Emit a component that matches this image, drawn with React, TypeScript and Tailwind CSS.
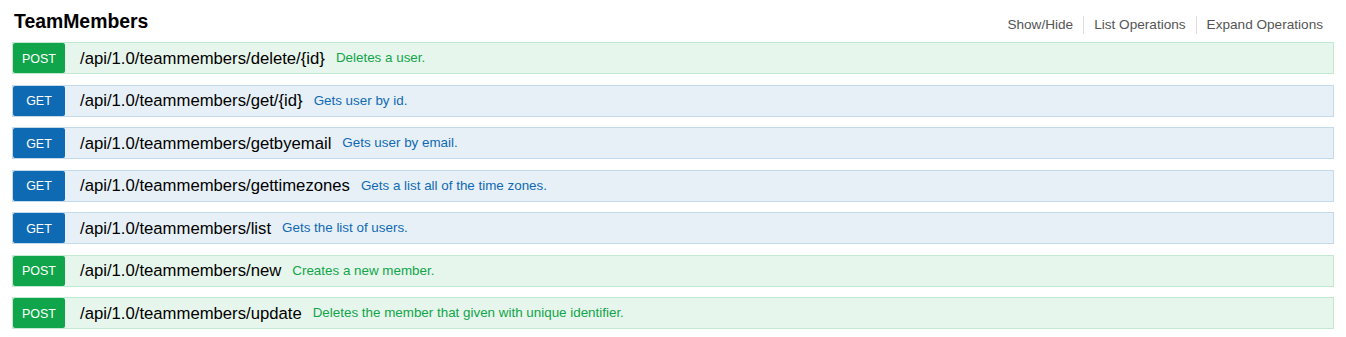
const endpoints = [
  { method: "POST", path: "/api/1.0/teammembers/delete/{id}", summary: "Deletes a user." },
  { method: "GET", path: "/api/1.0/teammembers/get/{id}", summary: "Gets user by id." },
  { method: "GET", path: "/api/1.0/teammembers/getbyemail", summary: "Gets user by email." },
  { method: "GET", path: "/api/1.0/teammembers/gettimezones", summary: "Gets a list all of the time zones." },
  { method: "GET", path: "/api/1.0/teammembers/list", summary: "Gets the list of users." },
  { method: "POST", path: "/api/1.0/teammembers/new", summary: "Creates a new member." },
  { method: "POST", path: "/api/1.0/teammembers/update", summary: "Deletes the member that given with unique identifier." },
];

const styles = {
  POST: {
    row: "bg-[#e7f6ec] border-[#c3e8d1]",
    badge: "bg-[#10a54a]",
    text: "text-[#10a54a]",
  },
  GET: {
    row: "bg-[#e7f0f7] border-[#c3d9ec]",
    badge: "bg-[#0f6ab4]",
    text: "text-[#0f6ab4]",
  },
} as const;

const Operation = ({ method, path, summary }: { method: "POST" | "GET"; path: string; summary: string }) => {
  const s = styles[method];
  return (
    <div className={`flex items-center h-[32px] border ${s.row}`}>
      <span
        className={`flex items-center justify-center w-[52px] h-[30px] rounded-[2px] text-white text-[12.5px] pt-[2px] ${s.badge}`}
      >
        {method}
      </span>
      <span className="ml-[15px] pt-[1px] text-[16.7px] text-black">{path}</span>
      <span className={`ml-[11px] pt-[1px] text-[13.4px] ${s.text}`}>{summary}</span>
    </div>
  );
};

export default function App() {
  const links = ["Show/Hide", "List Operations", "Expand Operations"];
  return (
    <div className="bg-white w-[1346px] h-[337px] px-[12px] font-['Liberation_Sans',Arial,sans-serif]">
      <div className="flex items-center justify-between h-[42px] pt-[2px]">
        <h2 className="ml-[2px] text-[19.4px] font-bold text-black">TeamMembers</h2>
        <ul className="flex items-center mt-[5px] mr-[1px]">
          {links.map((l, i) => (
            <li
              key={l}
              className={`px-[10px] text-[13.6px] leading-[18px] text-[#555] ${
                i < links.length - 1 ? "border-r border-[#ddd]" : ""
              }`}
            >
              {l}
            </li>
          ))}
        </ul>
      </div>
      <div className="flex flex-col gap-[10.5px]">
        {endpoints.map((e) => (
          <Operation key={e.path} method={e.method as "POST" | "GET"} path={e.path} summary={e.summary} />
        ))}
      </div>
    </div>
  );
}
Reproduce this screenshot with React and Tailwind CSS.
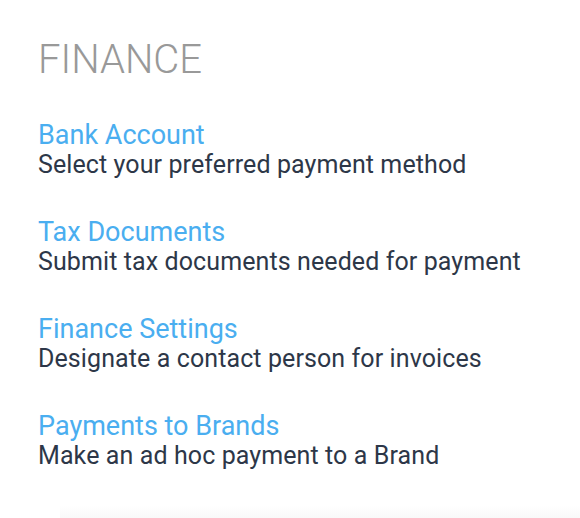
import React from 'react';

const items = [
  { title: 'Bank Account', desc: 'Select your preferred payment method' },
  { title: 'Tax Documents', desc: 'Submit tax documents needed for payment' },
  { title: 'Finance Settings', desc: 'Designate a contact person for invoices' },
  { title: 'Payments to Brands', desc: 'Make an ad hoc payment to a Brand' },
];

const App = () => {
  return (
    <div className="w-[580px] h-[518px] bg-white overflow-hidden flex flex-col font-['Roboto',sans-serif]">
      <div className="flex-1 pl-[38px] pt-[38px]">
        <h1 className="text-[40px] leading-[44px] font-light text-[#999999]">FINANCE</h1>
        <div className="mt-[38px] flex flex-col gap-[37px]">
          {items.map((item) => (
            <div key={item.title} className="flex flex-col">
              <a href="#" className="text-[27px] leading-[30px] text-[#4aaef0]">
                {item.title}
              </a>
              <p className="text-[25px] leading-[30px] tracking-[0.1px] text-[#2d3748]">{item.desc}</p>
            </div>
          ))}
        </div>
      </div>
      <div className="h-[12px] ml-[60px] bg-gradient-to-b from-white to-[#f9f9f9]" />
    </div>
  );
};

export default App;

______________________________

* _Goal_: Collect the lines of the records that include the string "Tailwind".

* _Correct response_:
Emit a component that matches this image, drawn with React, TypeScript and Tailwind CSS.
Reproduce this screenshot with React and Tailwind CSS.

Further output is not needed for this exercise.